Besteht gegen den Berufsgeheimnisträger, etwa einen Journalisten, selbst ein Beteiligungs- oder Begünstigungsverdacht, so können nach geltendem Recht zum Beispiel Unterlagen bei ihm beschlagnahmt werden, wenn diese für die Aufklärung einer Straftat relevant sind. Künftig muss sich die Annahme des Verstrickungsverdachts auf bestimmte Tatsachen gründen, so dass eine sorgfältige, sich auf konkrete Tatsachen stützende Prüfung erforderlich werden wird.

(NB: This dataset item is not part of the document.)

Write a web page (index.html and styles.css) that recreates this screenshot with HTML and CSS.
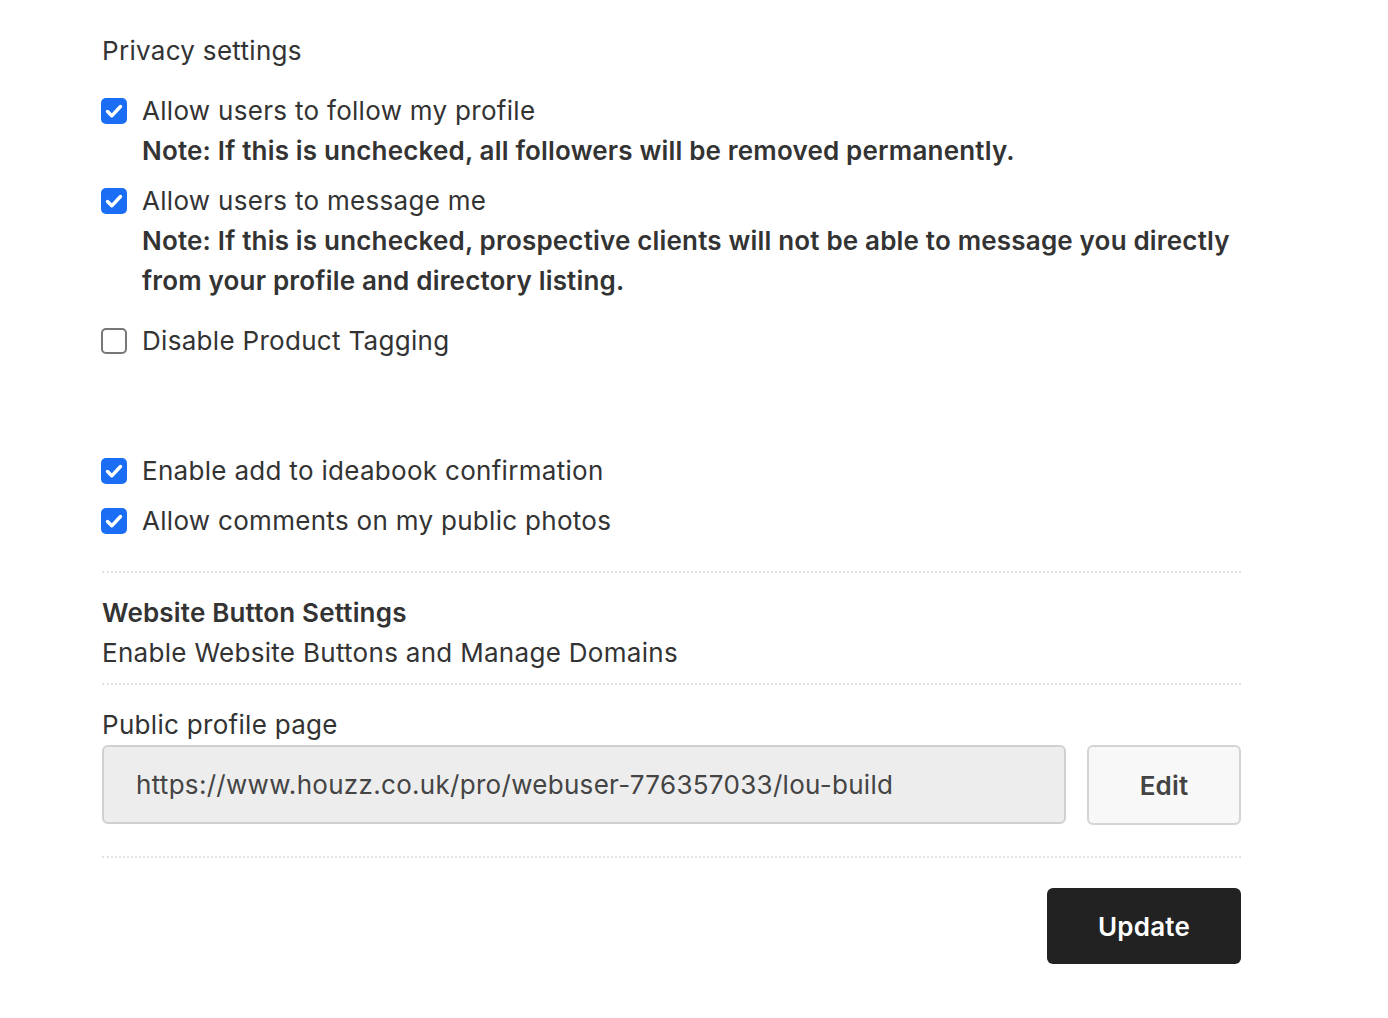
FILE: index.html
```html
<!DOCTYPE html>
<html lang="en">
<head>
<meta charset="utf-8">
<title>Settings</title>
<link rel="stylesheet" href="styles.css">
</head>
<body>
<form class="settings">
  <h2 class="section-title">Privacy settings</h2>

  <label class="check-row">
    <span class="box checked"><svg viewBox="0 0 26 26"><path d="M6.5 13.5l4.3 4.3 8.7-9.3" /></svg></span>
    <span class="check-text">Allow users to follow my profile
      <span class="note">Note: If this is unchecked, all followers will be removed permanently.</span>
    </span>
  </label>

  <label class="check-row">
    <span class="box checked"><svg viewBox="0 0 26 26"><path d="M6.5 13.5l4.3 4.3 8.7-9.3" /></svg></span>
    <span class="check-text">Allow users to message me
      <span class="note">Note: If this is unchecked, prospective clients will not be able to message you directly from your profile and directory listing.</span>
    </span>
  </label>

  <label class="check-row spaced">
    <span class="box"></span>
    <span class="check-text">Disable Product Tagging</span>
  </label>

  <div class="group">
    <label class="check-row">
      <span class="box checked"><svg viewBox="0 0 26 26"><path d="M6.5 13.5l4.3 4.3 8.7-9.3" /></svg></span>
      <span class="check-text">Enable add to ideabook confirmation</span>
    </label>
    <label class="check-row">
      <span class="box checked"><svg viewBox="0 0 26 26"><path d="M6.5 13.5l4.3 4.3 8.7-9.3" /></svg></span>
      <span class="check-text">Allow comments on my public photos</span>
    </label>
  </div>

  <div class="block">
    <div class="block-title">Website Button Settings</div>
    <div class="block-sub">Enable Website Buttons and Manage Domains</div>
  </div>

  <div class="block profile">
    <div class="field-label">Public profile page</div>
    <div class="url-row">
      <div class="url-field">https://www.houzz.co.uk/pro/webuser-776357033/lou-build</div>
      <button type="button" class="btn-edit">Edit</button>
    </div>
  </div>

  <div class="actions">
    <button type="button" class="btn-update">Update</button>
  </div>
</form>
</body>
</html>
```

FILE: styles.css
```css
* { box-sizing: border-box; }

body {
  margin: 0;
  background: #fff;
  color: #333;
  font-family: "Inter", "Liberation Sans", sans-serif;
  font-size: 26px;
  letter-spacing: 0.3px;
}

.settings {
  width: 1139px;
  margin-left: 102px;
  padding-top: 31px;
}

.section-title {
  margin: 0 0 20px;
  font-size: 26px;
  font-weight: 400;
  line-height: 40px;
}

.check-row {
  display: flex;
  align-items: flex-start;
  margin-left: -1px;
  margin-bottom: 10px;
  line-height: 40px;
}

.check-row.spaced { margin-top: 20px; }

.box {
  flex: none;
  width: 26px;
  height: 26px;
  margin-top: 7px;
  margin-right: 15px;
  border: 2px solid #777;
  border-radius: 5px;
  background: #fff;
}

.box.checked {
  border: none;
  background: #1b6ef3;
}

.box svg {
  display: block;
  width: 26px;
  height: 26px;
  fill: none;
  stroke: #fff;
  stroke-width: 3.4;
  stroke-linecap: round;
  stroke-linejoin: round;
}

.check-text { display: block; }

.note {
  display: block;
  font-weight: 600;
  letter-spacing: 0.18px;
}

.group {
  margin-top: 90px;
  padding-bottom: 20px;
  border-bottom: 2px dotted #e2e2e2;
}

.block {
  padding: 20px 0 10px;
  border-bottom: 2px dotted #e2e2e2;
  line-height: 40px;
}

.block-title {
  font-weight: 600;
  letter-spacing: 0.18px;
}

.profile { padding: 20px 0 31px; }

.url-row {
  display: flex;
  gap: 21px;
}

.url-field {
  flex: 1;
  height: 79px;
  padding: 0 32px;
  display: flex;
  align-items: center;
  background: #ededed;
  border: 2px solid #d0d0d0;
  border-radius: 6px;
  color: #444;
}

.btn-edit {
  width: 154px;
  height: 80px;
  background: #f8f8f8;
  border: 2px solid #d4d4d4;
  border-radius: 6px;
  font: 600 26px "Inter", "Liberation Sans", sans-serif;
  letter-spacing: 0.18px;
  color: #444;
}

.actions {
  display: flex;
  justify-content: flex-end;
  padding-top: 30px;
}

.btn-update {
  width: 194px;
  height: 76px;
  background: #222;
  color: #fff;
  border: none;
  border-radius: 6px;
  font: 600 26px "Inter", "Liberation Sans", sans-serif;
  letter-spacing: 0.18px;
}
```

Ein Zufallsfund ist Material, das auf eine Straftat hindeutet, aber nichts mit der Untersuchung zu tun hat, wegen derer eine Durchsuchung angeordnet wurde. Bei Journalisten dürfen solche Zufallsfunde künftig nicht als Beweise in einem Verfahren wegen Geheimnisverrats oder wegen sonstiger Straftaten, die mit einem Höchstmaß von unter fünf Jahren Freiheitsstrafe bedroht sind, verwertet werden.

Bei der Ausarbeitung des Gesetzentwurfs stand für die Rechtspolitiker der Großen Koalition im Vordergrund, die Einwände der Bürgerinnen und Bürger ernst zu nehmen und ggf. zu berücksichtigen. Dennoch können wir vor der technischen Entwicklung, welche die Planung und Durchführung schwerster Straftaten ermöglicht, politisch die Augen nicht verschließen.